「メイクアップに圧倒された」関ヶ原 kossyさんの映画レビュー(感想・評価)
メイクアップに圧倒された
日本史が苦手なのでざっくり言うと、石田三成と徳川家康がなぜにこうもいがみ合っているのか伝わってこなかった。原田真人監督作品はこれまでも数多く観てきましたが、役者の演技や重厚な演出力によって迫力ある作品といった印象が残る割に、人間の内面に迫るドラマという点では疑問符が投げかけられていたと思います。ハッキリ言うと苦手です。
原作は上中下巻にわたる大作であり、かなりの部分が割愛されていたと想像できますが、朝鮮出兵における石田三成に対する遺恨や憎悪、三成襲撃事件での緊迫感、さらに徳川家康の上杉景勝討伐といった事実が省略されていたような気がします。この辺りはNHK大河ドラマ『軍師官兵衛』や『真田丸』を思い起こして脳内補填するしかありません。ちなみに『軍師官兵衛』の黒田官兵衛を演じていた岡田准一がこの作品では石田三成を演じているので、恵瓊と対峙するところなどは混乱をきたしてしまいました。
司馬遼太郎はどのように描いていたのか知りませんが、石田三成といえばやはり部下からの信頼がない、人望がないといったところを見たかった。特に加藤、福島との確執部分。

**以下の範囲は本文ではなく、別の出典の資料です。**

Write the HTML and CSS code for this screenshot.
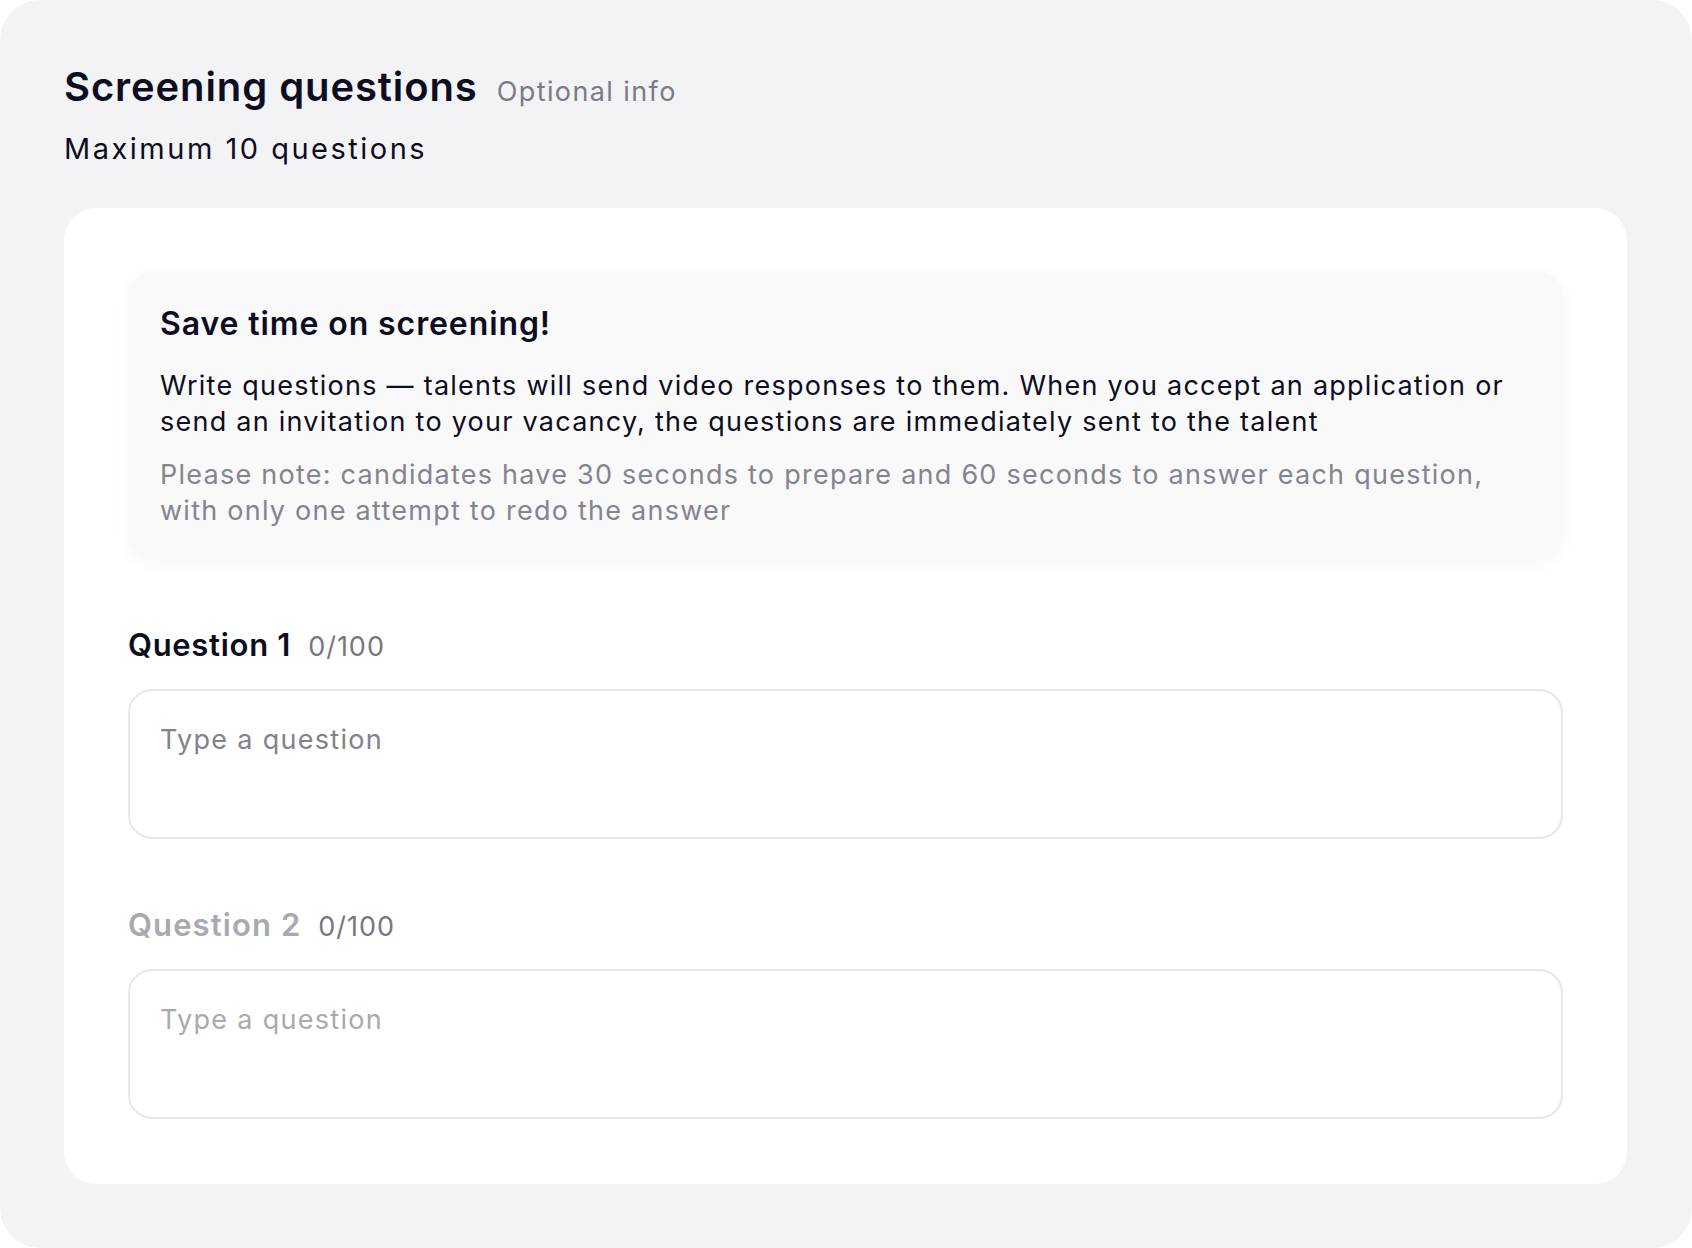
FILE: index.html
```html
<!DOCTYPE html>
<html lang="en">
<head>
  <meta charset="UTF-8">
  <title>Screening questions</title>
  <link rel="stylesheet" href="styles.css">
</head>
<body>
  <div class="panel">
    <div class="head">
      <h1>Screening questions</h1>
      <span class="optional">Optional info</span>
    </div>
    <p class="limit">Maximum 10 questions</p>

    <div class="card">
      <div class="tip">
        <h2>Save time on screening!</h2>
        <p class="tip-text">Write questions — talents will send video responses to them. When you accept an application or send an invitation to your vacancy, the questions are immediately sent to the talent</p>
        <p class="tip-note">Please note: candidates have 30 seconds to prepare and 60 seconds to answer each question, with only one attempt to redo the answer</p>
      </div>

      <div class="question">
        <label for="q1">Question 1 <span class="count">0/100</span></label>
        <textarea id="q1" placeholder="Type a question"></textarea>
      </div>

      <div class="question disabled">
        <label for="q2">Question 2 <span class="count">0/100</span></label>
        <textarea id="q2" placeholder="Type a question"></textarea>
      </div>
    </div>
  </div>
</body>
</html>
```

FILE: styles.css
```css
body {
  margin: 0;
  background: #fff;
  font-family: Inter, "Noto Sans", sans-serif;
  color: #0d0d21;
}
.panel {
  height: 1248px;
  box-sizing: border-box;
  background: #f3f3f5;
  border-radius: 40px;
  padding: 63px 65px 64px 64px;
}
.head {
  display: flex;
  align-items: baseline;
  gap: 19px;
}
h1 {
  margin: 0;
  font-size: 40px;
  line-height: 48px;
  font-weight: 600;
  letter-spacing: 0.9px;
}
.optional {
  font-size: 27px;
  letter-spacing: 1.4px;
  color: #7b7b87;
}
.limit {
  margin: 20px 0 0;
  font-size: 29px;
  line-height: 36px;
  letter-spacing: 2.5px;
}
.card {
  margin-top: 41px;
  background: #fff;
  border-radius: 32px;
  padding: 64px 64px 65px;
}
.tip {
  background: #f9f9fa;
  border-radius: 24px;
  padding: 32px 50px 30px 32px;
  box-shadow: 0 4px 16px rgba(20, 20, 40, 0.04);
}
h2 {
  margin: 0;
  font-size: 32px;
  line-height: 40px;
  font-weight: 600;
  letter-spacing: 0.9px;
}
.tip-text, .tip-note {
  margin: 0;
  font-size: 27px;
  line-height: 36px;
  letter-spacing: 1.25px;
}
.tip-text {
  margin-top: 24px;
}
.tip-note {
  margin-top: 17px;
  color: #84848f;
}
.question {
  margin-top: 66px;
}
.question label {
  display: flex;
  align-items: baseline;
  gap: 17px;
  height: 40px;
  font-size: 31px;
  line-height: 40px;
  font-weight: 600;
  letter-spacing: 0.7px;
}
.count {
  font-weight: 400;
  font-size: 27px;
  line-height: 1;
  letter-spacing: 1px;
  color: #767682;
}
.question textarea {
  display: block;
  width: 100%;
  height: 150px;
  box-sizing: border-box;
  margin-top: 24px;
  padding: 31px 30px 20px;
  border: 2px solid #e7e7eb;
  border-radius: 24px;
  font-family: inherit;
  font-size: 27px;
  line-height: 36px;
  letter-spacing: 1.3px;
  color: #0d0d21;
  resize: none;
  outline: none;
}
.question textarea::placeholder {
  color: #82828d;
}
.question.disabled label {
  color: #a9a9b1;
  letter-spacing: 1.1px;
}
.question.disabled .count {
  color: #767682;
  letter-spacing: 1px;
}
.question.disabled textarea::placeholder {
  color: #a9a9b1;
}
```
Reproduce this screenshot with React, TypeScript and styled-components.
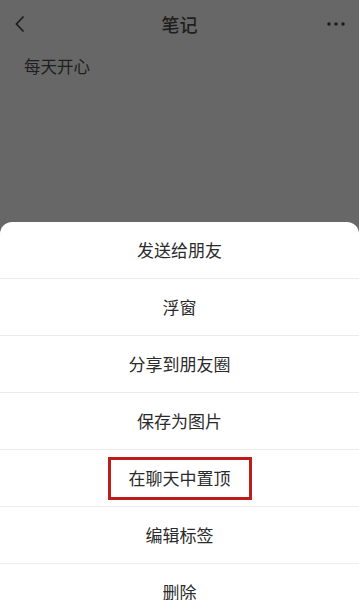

それを秀頼公に忠義を尽くすことでカバーし、三成を再評価するに値する描き方というか、その内面をもっと打ち出してくれれば良かった。関ヶ原では小早川秀秋がキーマンとなって日和見的な存在が情けなく映るのはどの作品でも同じですが、石田三成に対しても、なぜだかひ弱さが目立ちました。せめて処刑前の干し柿のエピソードを加えてくれたら、生への執着といった印象が持てたのに、残念です。
役者さんは全体的には良かったのですが、終盤になるにつれ早口になり、聞き取れない言葉が多すぎたのも残念でした。